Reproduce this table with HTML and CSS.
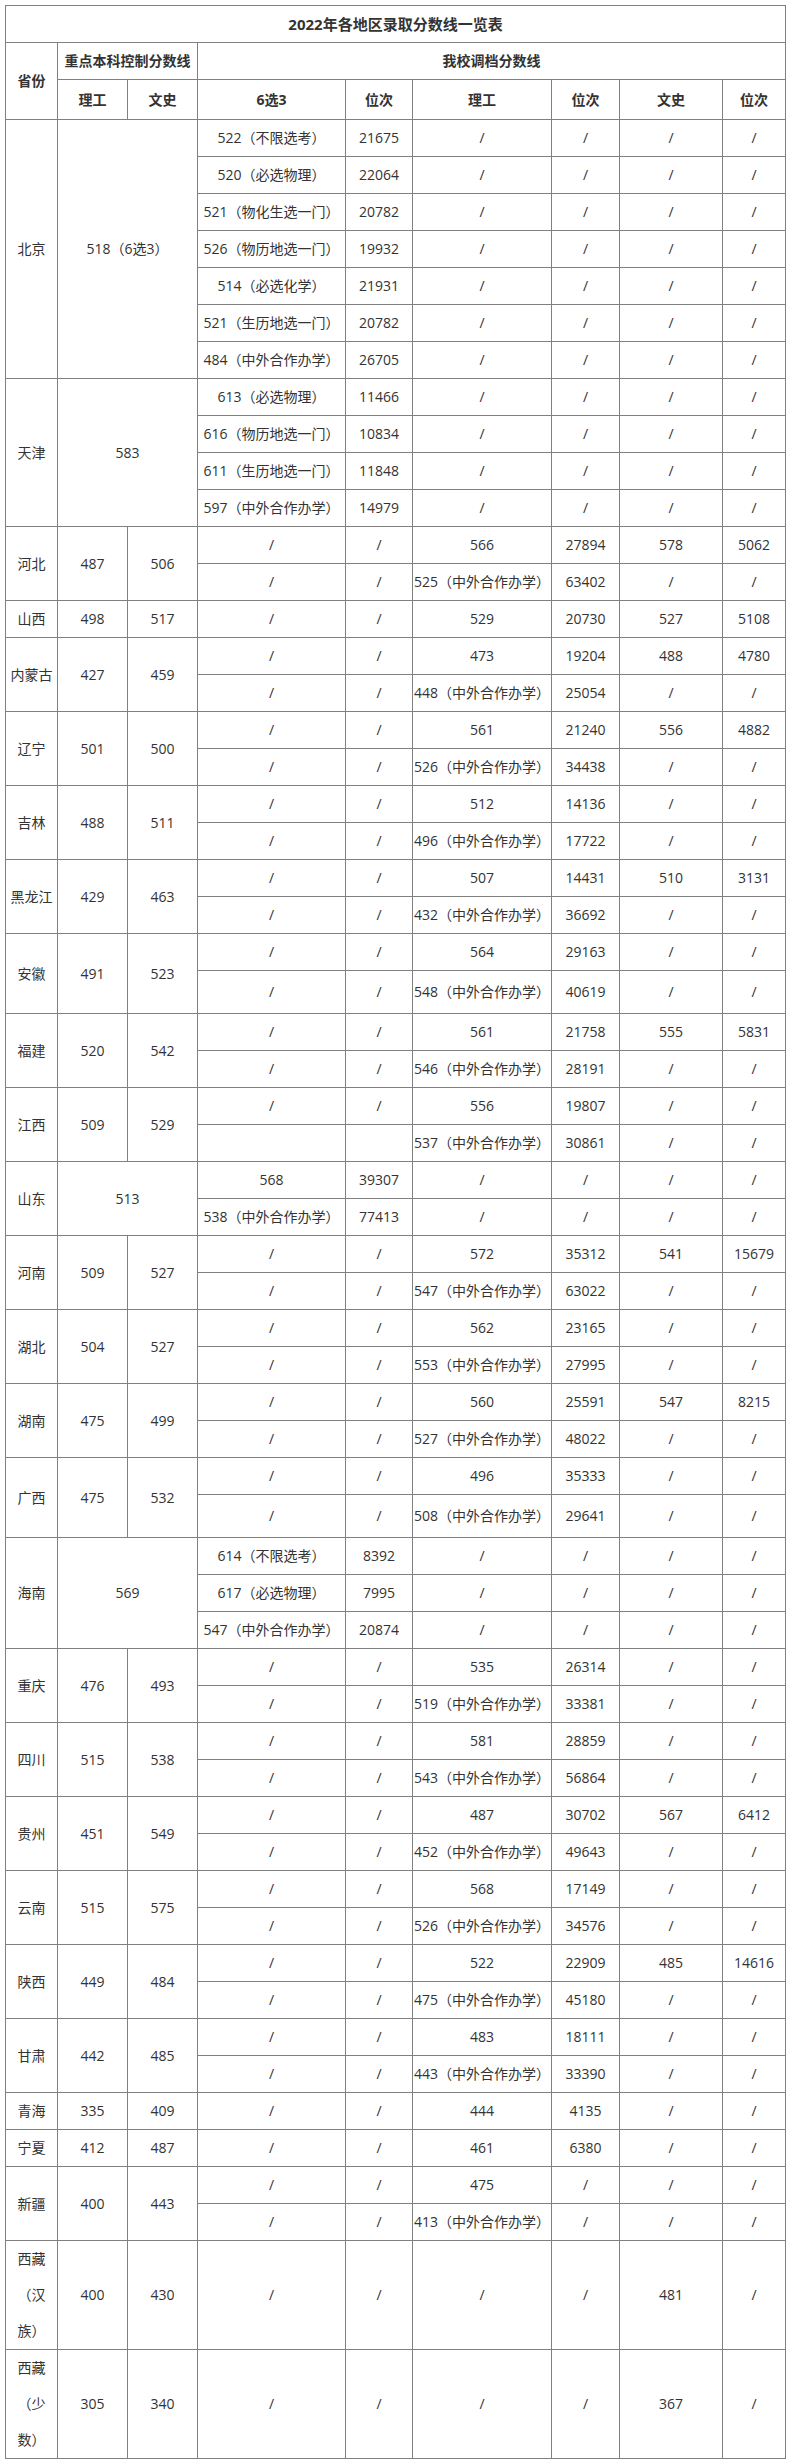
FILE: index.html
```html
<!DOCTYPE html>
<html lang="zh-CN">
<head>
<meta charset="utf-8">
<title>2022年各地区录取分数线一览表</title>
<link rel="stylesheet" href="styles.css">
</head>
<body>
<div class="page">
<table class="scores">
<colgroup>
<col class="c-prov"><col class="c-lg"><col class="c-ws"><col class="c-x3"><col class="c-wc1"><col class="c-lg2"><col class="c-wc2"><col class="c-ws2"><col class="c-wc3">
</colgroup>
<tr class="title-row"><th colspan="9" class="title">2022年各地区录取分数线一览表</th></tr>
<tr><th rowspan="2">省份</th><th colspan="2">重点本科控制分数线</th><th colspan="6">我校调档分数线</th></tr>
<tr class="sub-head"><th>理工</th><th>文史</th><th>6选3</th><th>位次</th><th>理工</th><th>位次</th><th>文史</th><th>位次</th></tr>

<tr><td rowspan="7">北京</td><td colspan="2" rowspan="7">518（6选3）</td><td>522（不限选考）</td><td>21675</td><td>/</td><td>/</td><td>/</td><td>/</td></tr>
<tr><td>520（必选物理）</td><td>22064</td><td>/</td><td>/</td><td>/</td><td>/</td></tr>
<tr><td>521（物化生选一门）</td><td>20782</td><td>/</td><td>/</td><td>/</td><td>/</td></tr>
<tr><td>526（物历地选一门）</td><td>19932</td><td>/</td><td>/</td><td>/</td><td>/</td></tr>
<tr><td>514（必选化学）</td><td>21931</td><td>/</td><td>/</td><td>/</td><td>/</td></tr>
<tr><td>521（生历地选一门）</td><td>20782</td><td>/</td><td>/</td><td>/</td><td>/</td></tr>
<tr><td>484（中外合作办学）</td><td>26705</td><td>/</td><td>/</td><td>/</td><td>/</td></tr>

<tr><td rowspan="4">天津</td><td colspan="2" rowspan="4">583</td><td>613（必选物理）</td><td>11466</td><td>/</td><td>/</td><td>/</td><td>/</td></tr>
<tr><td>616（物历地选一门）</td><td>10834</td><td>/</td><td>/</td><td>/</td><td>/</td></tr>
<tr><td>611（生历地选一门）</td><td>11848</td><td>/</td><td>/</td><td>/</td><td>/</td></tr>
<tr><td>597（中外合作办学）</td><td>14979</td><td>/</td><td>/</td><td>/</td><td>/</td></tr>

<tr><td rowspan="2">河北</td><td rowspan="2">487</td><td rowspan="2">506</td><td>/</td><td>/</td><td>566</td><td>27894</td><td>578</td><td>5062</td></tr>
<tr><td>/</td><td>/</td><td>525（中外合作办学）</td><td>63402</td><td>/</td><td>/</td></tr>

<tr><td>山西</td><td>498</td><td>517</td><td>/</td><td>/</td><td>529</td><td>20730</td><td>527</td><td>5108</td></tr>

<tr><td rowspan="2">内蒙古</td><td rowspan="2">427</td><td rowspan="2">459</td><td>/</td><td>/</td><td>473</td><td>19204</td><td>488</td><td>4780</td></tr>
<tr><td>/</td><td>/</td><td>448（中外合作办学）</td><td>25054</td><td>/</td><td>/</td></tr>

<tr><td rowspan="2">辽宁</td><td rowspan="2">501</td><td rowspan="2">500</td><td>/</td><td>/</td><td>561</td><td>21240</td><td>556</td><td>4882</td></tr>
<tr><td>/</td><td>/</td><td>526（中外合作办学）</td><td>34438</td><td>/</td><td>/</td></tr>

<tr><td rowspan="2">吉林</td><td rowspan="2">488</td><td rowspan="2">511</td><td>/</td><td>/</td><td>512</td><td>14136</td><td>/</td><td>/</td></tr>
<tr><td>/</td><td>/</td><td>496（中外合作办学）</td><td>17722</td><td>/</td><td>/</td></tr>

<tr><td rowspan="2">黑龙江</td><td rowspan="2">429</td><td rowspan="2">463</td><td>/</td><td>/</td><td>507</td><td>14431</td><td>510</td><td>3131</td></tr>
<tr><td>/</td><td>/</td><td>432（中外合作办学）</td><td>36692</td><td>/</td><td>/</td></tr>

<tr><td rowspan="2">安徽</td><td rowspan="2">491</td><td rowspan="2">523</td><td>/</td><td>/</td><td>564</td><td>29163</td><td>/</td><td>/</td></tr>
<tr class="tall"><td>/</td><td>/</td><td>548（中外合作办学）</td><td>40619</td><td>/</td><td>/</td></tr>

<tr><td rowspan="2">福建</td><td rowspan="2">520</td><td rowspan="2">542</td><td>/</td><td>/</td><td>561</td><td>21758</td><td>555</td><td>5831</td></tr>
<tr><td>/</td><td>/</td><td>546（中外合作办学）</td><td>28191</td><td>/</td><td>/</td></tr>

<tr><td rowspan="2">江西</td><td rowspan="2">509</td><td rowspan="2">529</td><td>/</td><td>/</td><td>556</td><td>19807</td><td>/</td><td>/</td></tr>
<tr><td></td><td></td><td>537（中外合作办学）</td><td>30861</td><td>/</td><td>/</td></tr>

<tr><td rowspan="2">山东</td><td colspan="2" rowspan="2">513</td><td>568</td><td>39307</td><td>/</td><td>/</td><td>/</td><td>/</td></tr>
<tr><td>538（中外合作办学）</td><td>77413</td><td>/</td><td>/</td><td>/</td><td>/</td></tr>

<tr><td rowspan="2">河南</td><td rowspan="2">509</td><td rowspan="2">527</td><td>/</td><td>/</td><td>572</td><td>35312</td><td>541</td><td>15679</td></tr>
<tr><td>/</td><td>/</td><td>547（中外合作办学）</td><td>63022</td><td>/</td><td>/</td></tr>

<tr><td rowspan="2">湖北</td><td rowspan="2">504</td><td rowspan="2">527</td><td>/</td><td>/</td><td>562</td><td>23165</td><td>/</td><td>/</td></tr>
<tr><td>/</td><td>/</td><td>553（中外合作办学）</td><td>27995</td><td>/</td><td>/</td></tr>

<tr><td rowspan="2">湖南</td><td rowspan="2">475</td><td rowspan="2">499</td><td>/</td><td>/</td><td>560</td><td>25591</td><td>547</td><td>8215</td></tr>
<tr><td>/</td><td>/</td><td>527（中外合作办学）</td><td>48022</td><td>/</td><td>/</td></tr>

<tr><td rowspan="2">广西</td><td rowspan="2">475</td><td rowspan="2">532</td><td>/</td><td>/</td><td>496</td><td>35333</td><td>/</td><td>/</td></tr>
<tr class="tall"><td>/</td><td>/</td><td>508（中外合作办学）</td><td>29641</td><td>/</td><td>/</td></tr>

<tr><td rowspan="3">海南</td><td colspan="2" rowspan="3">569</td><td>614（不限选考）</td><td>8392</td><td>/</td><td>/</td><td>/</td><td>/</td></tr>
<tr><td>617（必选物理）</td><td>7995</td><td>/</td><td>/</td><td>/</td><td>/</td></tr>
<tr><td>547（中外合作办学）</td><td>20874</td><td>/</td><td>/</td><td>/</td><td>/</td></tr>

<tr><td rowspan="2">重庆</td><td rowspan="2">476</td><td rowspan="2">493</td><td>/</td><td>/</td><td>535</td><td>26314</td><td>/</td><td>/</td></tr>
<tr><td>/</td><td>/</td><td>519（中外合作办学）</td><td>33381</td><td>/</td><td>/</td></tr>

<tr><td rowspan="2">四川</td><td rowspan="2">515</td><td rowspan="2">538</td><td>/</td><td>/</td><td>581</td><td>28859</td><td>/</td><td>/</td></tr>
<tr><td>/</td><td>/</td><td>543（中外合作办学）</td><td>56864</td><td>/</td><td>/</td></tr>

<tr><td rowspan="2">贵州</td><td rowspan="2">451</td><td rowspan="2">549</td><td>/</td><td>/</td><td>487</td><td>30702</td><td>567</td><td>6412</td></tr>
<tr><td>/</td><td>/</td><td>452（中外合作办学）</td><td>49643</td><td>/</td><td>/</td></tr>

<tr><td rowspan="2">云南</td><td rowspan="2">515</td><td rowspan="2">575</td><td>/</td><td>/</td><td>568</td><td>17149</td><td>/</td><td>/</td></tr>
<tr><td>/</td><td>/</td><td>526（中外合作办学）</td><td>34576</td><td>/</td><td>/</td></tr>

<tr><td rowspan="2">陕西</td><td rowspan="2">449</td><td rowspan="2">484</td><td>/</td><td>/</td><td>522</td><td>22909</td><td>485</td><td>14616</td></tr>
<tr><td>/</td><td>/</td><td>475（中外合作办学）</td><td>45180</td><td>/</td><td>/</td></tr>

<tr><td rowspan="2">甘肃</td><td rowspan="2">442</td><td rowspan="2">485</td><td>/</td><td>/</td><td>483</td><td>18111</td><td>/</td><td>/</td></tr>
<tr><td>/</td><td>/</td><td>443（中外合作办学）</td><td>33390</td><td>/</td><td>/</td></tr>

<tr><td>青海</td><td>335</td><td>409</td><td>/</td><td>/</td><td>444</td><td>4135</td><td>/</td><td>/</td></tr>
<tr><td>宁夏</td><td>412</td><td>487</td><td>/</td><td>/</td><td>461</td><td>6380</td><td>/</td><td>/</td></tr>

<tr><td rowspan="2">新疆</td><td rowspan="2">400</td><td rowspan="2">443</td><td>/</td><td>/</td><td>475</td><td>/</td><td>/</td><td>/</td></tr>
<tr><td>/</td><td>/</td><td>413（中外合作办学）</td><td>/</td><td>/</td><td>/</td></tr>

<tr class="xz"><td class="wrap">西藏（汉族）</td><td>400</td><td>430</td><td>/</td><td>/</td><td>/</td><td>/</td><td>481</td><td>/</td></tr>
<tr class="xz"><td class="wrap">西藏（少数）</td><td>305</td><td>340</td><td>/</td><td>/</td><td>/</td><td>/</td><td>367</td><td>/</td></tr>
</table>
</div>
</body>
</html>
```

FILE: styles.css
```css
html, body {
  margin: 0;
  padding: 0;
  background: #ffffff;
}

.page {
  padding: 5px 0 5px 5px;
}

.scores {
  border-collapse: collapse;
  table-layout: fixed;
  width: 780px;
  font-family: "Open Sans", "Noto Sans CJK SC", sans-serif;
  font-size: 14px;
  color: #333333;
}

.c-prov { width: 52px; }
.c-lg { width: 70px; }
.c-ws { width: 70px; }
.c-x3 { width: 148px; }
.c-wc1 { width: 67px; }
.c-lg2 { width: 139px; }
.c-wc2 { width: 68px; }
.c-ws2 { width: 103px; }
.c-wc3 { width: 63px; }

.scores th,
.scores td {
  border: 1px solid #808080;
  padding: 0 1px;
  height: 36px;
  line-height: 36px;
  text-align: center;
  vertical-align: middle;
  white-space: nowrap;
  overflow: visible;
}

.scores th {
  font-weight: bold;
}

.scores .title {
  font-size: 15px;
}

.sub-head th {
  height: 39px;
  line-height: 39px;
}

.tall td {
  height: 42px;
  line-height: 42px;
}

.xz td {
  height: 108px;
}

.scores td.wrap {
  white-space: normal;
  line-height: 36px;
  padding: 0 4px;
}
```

TO BE DONE: Copy out every line with the word "table".

RESPONSE TO THIS EXERCISE:
Reproduce this table with HTML and CSS.
<table class="scores">
</table>
  table-layout: fixed;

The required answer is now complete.